Ford will invest $135 million in Michigan plants

By Tom Krisher, AP Auto Writer

DETROIT — Two Ford Motor(F) factories near Detroit will see 170 additional jobs in the next two years as the automaker brings battery pack and gas-electric hybrid transmission assembly to the United States.
The company said Monday it will create a "center of excellence" for electric vehicle development in the Detroit area. The company intends to add more than 50 engineers to work on the next generation of electric vehicles.

Ford said it will invest $135 million by 2012 at factories in Ypsilanti Township and Sterling Heights, Mich., to design, engineer and produce components for its next generation of hybrids and fully electric vehicles.

Currently a supplier makes complex hybrid transmissions for Ford in Japan, while battery packs are assembled in Mexico, the company said.

Mark Fields, Ford's president of the Americas, said further job growth and investment depends on acceptance of electric vehicles in the marketplace.

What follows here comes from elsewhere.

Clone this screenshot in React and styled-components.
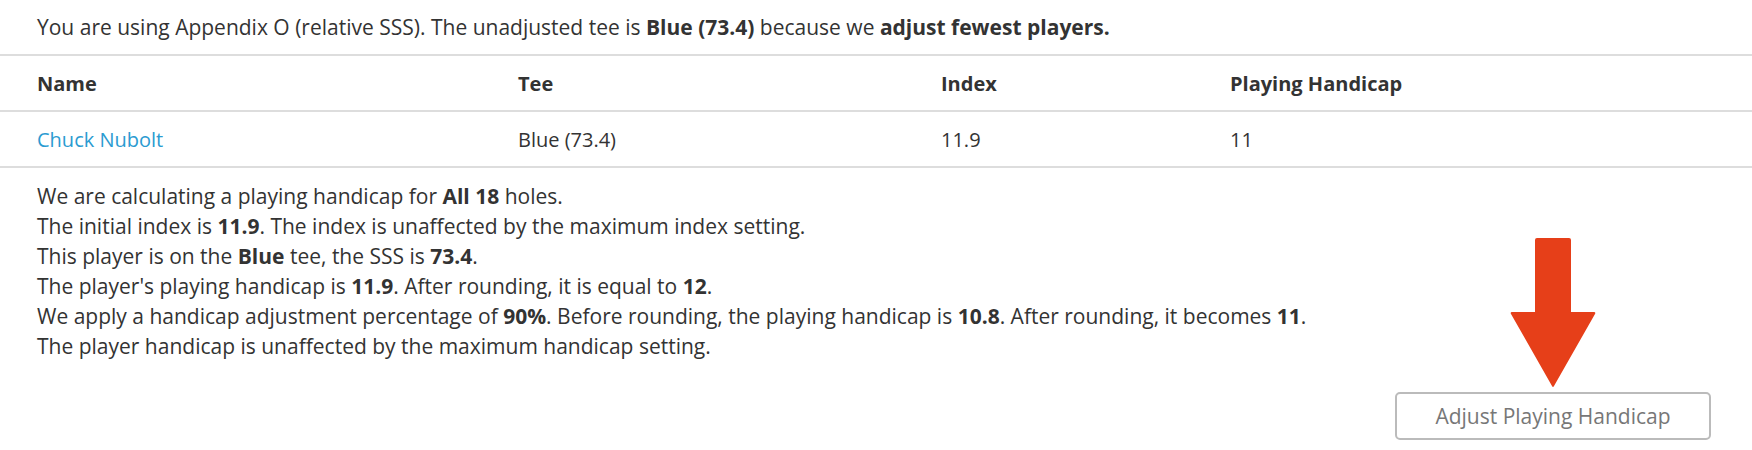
import React from 'react';
import styled, { createGlobalStyle } from 'styled-components';

const GlobalStyle = createGlobalStyle`
    body {
        margin: 0;
        background: #fff;
        font-family: 'Open Sans', 'Liberation Sans', sans-serif;
        color: #333;
    }
`;

const Page = styled.div`
    width: 1752px;
    height: 450px;
    overflow: hidden;
`;

const Intro = styled.p`
    margin: 0;
    padding: 0 37px;
    height: 54px;
    line-height: 54px;
    font-size: 21px;
`;

const Table = styled.div`
    border-top: 2px solid #ddd;
`;

const Row = styled.div`
    display: grid;
    grid-template-columns: 518px 423px 289px 1fr;
    height: 54px;
    align-items: center;
    border-bottom: 2px solid #ddd;
    font-size: 20px;
    font-weight: ${props => (props.head ? 700 : 400)};
`;

const Cell = styled.div`
    padding-left: ${props => (props.first ? '37px' : '0')};
`;

const NameLink = styled.a`
    color: #2b9bd1;
    text-decoration: none;
`;

const Notes = styled.div`
    padding: 13px 37px 0;
    font-size: 21px;
    line-height: 30px;
`;

const Footer = styled.div`
    display: flex;
    justify-content: flex-end;
    padding: 31px 41px 0 0;
`;

const ButtonWrap = styled.div`
    position: relative;
`;

const Button = styled.button`
    width: 316px;
    height: 48px;
    border: 2px solid #bbb;
    border-radius: 5px;
    background: #fff;
    color: #777;
    font-family: 'Open Sans', 'Liberation Sans', sans-serif;
    font-size: 21px;
    cursor: pointer;
`;

const Arrow = styled.svg`
    position: absolute;
    left: 50%;
    bottom: 100%;
    margin-bottom: 4px;
    transform: translateX(-50%);
`;

const App = () => {
    return (
        <Page>
            <GlobalStyle />
            <Intro>
                You are using Appendix O (relative SSS). The unadjusted tee is <b>Blue (73.4)</b> because we <b>adjust fewest players.</b>
            </Intro>

            <Table>
                <Row head>
                    <Cell first>Name</Cell>
                    <Cell>Tee</Cell>
                    <Cell>Index</Cell>
                    <Cell>Playing Handicap</Cell>
                </Row>
                <Row>
                    <Cell first><NameLink href="#">Chuck Nubolt</NameLink></Cell>
                    <Cell>Blue (73.4)</Cell>
                    <Cell>11.9</Cell>
                    <Cell>11</Cell>
                </Row>
            </Table>

            <Notes>
                <div>We are calculating a playing handicap for <b>All 18</b> holes.</div>
                <div>The initial index is <b>11.9</b>. The index is unaffected by the maximum index setting.</div>
                <div>This player is on the <b>Blue</b> tee, the SSS is <b>73.4</b>.</div>
                <div>The player's playing handicap is <b>11.9</b>. After rounding, it is equal to <b>12</b>.</div>
                <div>We apply a handicap adjustment percentage of <b>90%</b>. Before rounding, the playing handicap is <b>10.8</b>. After rounding, it becomes <b>11</b>.</div>
                <div>The player handicap is unaffected by the maximum handicap setting.</div>
            </Notes>

            <Footer>
                <ButtonWrap>
                    <Arrow width="86" height="150" viewBox="0 0 86 150">
                        <path
                            d="M25 2 Q25 0 27 0 L59 0 Q61 0 61 2 L61 74 L84 74 Q86 74 85 76 L44 148 Q43 150 42 148 L1 76 Q0 74 2 74 L25 74 Z"
                            fill="#e63f19"
                        />
                    </Arrow>
                    <Button>Adjust Playing Handicap</Button>
                </ButtonWrap>
            </Footer>
        </Page>
    );
};

export default App;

Ford plans to sell five electric or hybrid vehicles in the United States by 2012 and in Europe by 2013. It currently offers four hybrid models.

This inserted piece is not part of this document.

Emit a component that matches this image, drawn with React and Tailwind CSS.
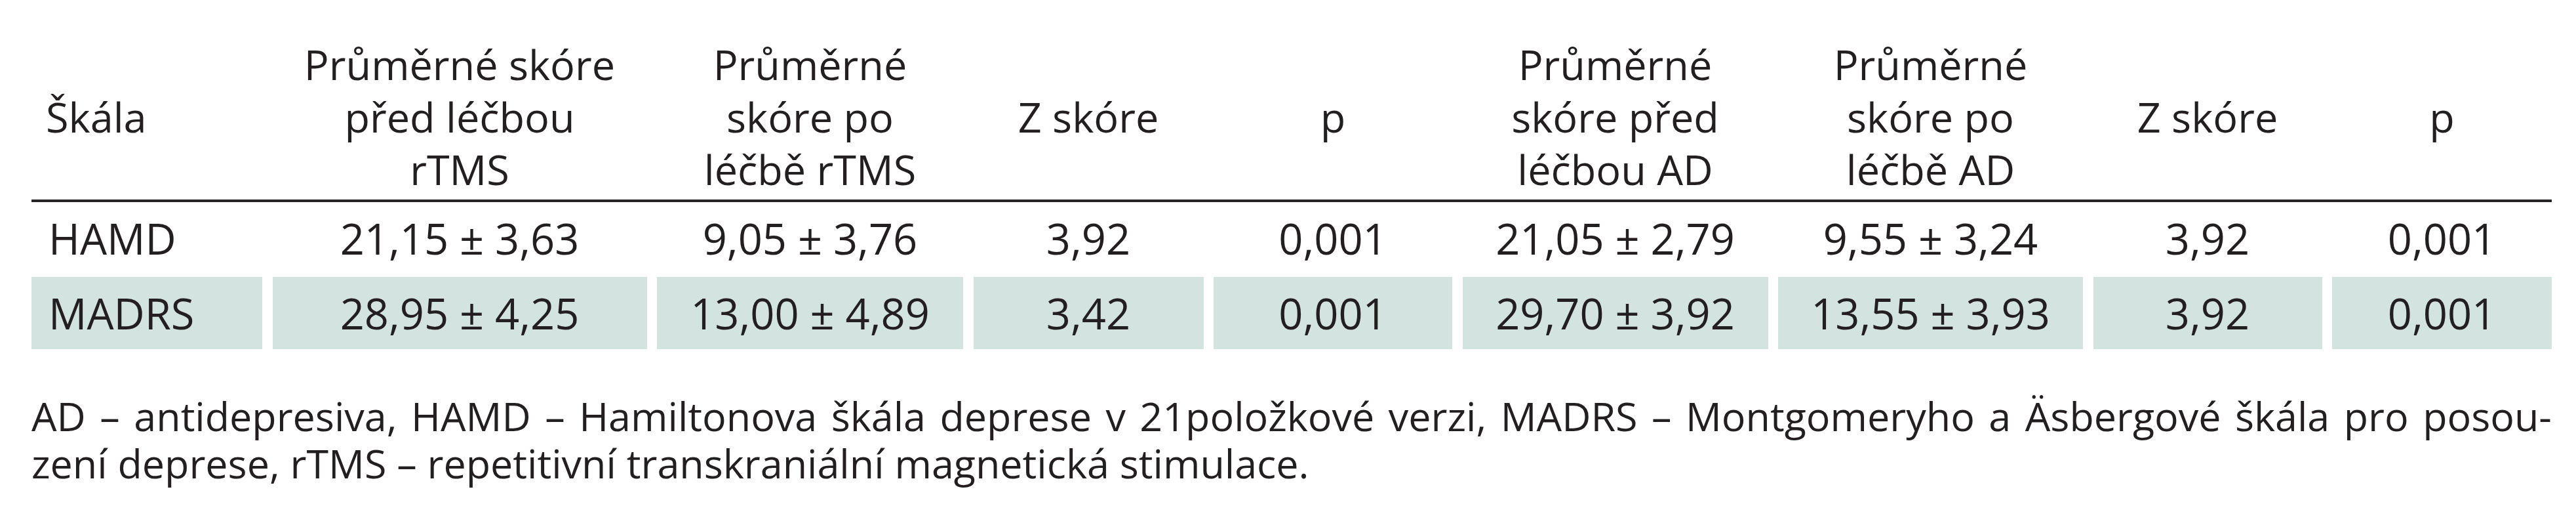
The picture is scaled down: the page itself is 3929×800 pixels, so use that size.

"The good news is we're making the investment now, it's going to result in obviously driving innovation, driving job growth," Fields said. "We'll see where we go from there."

The Ypsilanti factory, which now makes auto parts, will get $10 million of investment to build battery packs, creating about 40 new jobs. The packs are now assembled in Mexico. Ford will get its advanced lithium-ion battery cells from a parts supplier that it would not identify.

The Sterling Heights transmission factory will get a $125 million investment and 130 new jobs to build hybrid transmissions now built in Japan.

Fields said Ford was able to bring the jobs to the United States because of cooperation with the United Auto Workers on wages and productivity. The company and the union, he said, agreed on how to do the work so the business case made sense.

UAW Vice President Bob King, who has been nominated to become the union's president, said the cooperation was essential to bringing jobs that Ford, which is based in Dearborn, Mich., could have kept in other countries. The company's decision also creates the potential for more work, he said.

"This is an area that will expand and grow, especially the batteries," he said.

Under the terms of its UAW contract, Ford will be able to pay the new workers around $14 a hour, about half the hourly wage it pays existing workers.

Before hiring new workers, the automaker will have to recall about 450 laid-off workers nationwide, but it expects to do that well before the Ypsilanti and Sterling Heights jobs are filled.

The news follows Friday's announcement that Chrysler will add nearly 1,100 new jobs at a Detroit plant that makes the new Jeep Grand Cherokee.

Michigan has the highest unemployment rate in the nation at 14%.